Aim of the exercise: Find the lines with "styles" in them and copy them out.

+++ Collected material +++

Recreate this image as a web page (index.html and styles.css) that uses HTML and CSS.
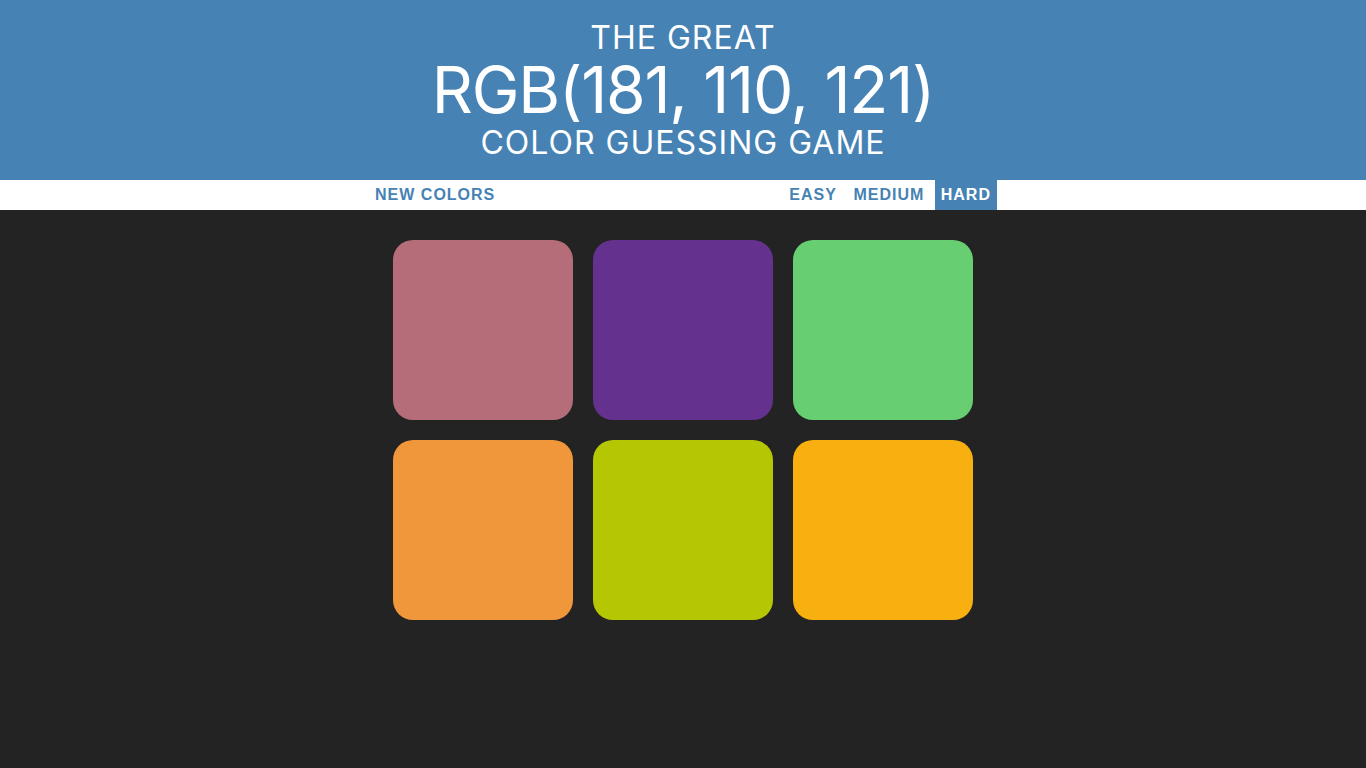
FILE: index.html
```html
<!DOCTYPE html>
<html lang="en">
<head>
<meta charset="utf-8">
<title>Color Game</title>
<link rel="stylesheet" href="styles.css">
</head>
<body>
<h1 class="title">
<span class="title-line">The Great</span>
<span class="title-rgb">RGB(181, 110, 121)</span>
<span class="title-line">Color Guessing Game</span>
</h1>
<div class="stripe"><button class="btn">New Colors</button> <span class="message"></span> <button class="btn">Easy</button> <button class="btn">Medium</button> <button class="btn selected">Hard</button></div>
<div class="board">
<div class="square sq-1"></div>
<div class="square sq-2"></div>
<div class="square sq-3"></div>
<div class="square sq-4"></div>
<div class="square sq-5"></div>
<div class="square sq-6"></div>
</div>
</body>
</html>
```

FILE: styles.css
```css
html, body {
  margin: 0;
  padding: 0;
}
body {
  background: #232323;
  font-family: Inter, "Open Sans", sans-serif;
}
.title {
  margin: 0;
  padding: 20px 0;
  height: 140px;
  background: #4682b4;
  color: #fff;
  text-align: center;
  text-transform: uppercase;
  font-weight: 400;
  font-size: 32px;
  line-height: 35px;
  display: flex;
  flex-direction: column;
  align-items: center;
}
.title-line {
  display: block;
  height: 35px;
  letter-spacing: 1px;
}
.title-rgb {
  display: block;
  height: 70px;
  font-size: 64px;
  line-height: 70px;
  letter-spacing: -1.2px;
  font-variant-numeric: proportional-nums;
}
.stripe {
  background: #fff;
  height: 30px;
  text-align: center;
  font-family: "Liberation Sans", Arial, sans-serif;
  font-size: 16px;
}
.btn {
  border: none;
  background: none;
  padding: 0 6px;
  margin: 0;
  height: 100%;
  font-family: "Liberation Sans", Arial, sans-serif;
  font-size: 16px;
  font-weight: 700;
  letter-spacing: 1px;
  text-transform: uppercase;
  color: #4682b4;
  vertical-align: top;
}
.btn.selected {
  background: #4682b4;
  color: #fff;
}
.message {
  display: inline-block;
  width: 20%;
}
.board {
  width: 580px;
  margin: 20px auto;
  padding: 10px;
  display: grid;
  grid-template-columns: repeat(3, 180px);
  gap: 20px;
}
.square {
  height: 180px;
  border-radius: 20px;
}
.sq-1 { background: rgb(181, 110, 121); }
.sq-2 { background: rgb(100, 49, 142); }
.sq-3 { background: rgb(103, 207, 114); }
.sq-4 { background: rgb(240, 150, 59); }
.sq-5 { background: rgb(181, 199, 3); }
.sq-6 { background: rgb(248, 175, 16); }
```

+++

Answer for this exercise:
Recreate this image as a web page (index.html and styles.css) that uses HTML and CSS.
<link rel="stylesheet" href="styles.css">
FILE: styles.css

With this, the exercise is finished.